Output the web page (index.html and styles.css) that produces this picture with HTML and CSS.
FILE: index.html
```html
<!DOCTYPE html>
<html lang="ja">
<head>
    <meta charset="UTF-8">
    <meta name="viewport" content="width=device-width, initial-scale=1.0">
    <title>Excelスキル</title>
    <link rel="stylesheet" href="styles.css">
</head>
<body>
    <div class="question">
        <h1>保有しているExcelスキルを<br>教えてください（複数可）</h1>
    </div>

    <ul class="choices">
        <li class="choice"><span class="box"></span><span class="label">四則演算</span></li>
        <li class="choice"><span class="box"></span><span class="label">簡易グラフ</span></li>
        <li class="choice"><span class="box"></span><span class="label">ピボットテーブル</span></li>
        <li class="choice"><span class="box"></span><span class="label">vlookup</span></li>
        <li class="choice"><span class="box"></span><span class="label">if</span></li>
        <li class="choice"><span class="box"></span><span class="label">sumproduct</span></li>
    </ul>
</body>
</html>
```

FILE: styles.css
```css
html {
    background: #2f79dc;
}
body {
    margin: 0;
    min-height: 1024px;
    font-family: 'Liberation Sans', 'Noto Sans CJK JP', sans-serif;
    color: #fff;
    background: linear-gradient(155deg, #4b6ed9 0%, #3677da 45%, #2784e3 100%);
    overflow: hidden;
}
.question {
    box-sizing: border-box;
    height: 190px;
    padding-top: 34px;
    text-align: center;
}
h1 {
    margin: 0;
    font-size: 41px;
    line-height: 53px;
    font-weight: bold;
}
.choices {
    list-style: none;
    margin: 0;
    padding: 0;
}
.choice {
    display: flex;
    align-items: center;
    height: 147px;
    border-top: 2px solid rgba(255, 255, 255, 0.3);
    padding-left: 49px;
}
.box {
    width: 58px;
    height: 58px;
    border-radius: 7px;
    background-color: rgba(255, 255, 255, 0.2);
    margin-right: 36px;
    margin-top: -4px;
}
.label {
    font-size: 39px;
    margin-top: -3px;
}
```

______

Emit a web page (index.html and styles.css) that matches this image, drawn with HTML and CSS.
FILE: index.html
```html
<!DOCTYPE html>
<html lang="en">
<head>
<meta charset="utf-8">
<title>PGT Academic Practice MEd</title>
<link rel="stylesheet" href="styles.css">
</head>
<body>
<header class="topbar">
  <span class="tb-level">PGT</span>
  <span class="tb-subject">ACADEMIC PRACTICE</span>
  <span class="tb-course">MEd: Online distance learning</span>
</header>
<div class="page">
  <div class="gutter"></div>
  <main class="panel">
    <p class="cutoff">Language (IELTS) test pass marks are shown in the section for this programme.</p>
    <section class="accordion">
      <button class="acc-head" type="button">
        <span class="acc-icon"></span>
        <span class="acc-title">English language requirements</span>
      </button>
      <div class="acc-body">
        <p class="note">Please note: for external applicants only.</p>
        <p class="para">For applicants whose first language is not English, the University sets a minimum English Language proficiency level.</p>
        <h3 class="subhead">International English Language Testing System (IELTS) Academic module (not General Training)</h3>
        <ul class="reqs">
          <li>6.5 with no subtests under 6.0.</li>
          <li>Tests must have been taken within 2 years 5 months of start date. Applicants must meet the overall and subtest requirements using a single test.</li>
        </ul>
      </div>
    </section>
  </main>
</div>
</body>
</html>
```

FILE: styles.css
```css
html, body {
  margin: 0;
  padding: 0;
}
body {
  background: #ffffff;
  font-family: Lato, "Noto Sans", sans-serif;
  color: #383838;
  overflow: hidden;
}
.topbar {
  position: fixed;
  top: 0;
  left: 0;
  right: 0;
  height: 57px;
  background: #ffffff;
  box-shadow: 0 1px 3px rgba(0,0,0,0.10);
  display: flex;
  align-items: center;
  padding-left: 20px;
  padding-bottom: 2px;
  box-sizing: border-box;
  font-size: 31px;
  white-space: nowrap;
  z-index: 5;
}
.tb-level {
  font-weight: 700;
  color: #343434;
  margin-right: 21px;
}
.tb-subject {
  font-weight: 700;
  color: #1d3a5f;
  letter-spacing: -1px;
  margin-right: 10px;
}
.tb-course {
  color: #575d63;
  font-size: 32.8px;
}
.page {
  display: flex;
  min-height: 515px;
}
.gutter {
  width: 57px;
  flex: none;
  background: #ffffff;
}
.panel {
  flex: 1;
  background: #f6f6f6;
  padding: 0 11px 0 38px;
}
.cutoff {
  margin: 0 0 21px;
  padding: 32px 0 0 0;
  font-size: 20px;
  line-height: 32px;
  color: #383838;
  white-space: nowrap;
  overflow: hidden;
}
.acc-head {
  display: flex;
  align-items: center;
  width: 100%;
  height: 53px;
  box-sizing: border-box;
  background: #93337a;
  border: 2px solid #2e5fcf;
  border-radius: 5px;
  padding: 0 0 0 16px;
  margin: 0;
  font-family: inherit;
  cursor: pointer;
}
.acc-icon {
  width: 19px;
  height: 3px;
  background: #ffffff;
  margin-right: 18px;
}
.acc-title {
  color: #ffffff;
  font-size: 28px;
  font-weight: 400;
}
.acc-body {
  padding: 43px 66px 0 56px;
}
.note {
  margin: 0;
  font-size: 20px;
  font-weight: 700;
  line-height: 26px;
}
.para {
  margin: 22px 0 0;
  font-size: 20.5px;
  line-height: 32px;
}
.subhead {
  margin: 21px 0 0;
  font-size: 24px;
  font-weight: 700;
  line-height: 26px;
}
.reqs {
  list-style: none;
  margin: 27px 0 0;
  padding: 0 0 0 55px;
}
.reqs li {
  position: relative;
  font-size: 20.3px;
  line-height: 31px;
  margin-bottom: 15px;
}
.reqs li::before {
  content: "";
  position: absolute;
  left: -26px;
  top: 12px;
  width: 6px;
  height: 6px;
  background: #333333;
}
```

______

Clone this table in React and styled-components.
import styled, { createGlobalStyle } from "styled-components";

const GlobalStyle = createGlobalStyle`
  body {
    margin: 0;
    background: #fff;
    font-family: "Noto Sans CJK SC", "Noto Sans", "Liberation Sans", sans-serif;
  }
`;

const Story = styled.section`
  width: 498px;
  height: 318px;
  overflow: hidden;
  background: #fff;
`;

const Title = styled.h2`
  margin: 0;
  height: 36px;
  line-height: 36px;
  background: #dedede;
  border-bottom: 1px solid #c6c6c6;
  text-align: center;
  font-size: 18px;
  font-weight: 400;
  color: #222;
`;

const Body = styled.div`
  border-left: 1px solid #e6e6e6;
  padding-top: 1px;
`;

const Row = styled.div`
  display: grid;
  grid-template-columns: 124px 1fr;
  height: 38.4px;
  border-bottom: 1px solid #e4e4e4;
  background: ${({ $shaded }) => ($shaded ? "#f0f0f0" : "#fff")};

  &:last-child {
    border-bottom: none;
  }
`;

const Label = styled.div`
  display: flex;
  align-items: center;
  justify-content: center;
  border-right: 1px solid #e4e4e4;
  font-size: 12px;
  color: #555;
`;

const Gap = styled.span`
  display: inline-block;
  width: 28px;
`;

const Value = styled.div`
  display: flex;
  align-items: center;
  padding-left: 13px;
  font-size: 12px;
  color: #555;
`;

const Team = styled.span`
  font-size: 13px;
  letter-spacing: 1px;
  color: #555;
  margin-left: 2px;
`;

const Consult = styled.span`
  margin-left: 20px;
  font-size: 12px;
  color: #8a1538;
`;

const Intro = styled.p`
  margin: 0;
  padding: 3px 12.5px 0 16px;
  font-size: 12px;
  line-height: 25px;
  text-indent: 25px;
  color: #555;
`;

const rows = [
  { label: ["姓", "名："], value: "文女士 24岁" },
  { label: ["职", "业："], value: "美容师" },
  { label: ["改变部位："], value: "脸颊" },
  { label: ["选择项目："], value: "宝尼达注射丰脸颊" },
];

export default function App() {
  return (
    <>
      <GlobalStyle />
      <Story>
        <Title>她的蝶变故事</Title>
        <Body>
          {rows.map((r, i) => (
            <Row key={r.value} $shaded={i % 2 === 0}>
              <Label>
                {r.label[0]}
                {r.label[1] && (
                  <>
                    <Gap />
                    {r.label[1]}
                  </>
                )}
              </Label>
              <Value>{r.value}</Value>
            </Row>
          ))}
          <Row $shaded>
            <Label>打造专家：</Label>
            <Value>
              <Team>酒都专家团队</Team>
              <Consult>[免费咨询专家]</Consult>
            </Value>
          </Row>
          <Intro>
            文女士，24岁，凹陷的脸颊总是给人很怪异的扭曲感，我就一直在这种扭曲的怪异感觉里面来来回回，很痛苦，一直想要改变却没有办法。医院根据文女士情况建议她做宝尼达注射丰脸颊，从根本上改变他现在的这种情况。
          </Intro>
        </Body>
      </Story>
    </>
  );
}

______

# Task description:
Tell how many lines above contain the word "styles". Give the number alone.

# Answer to this task:
6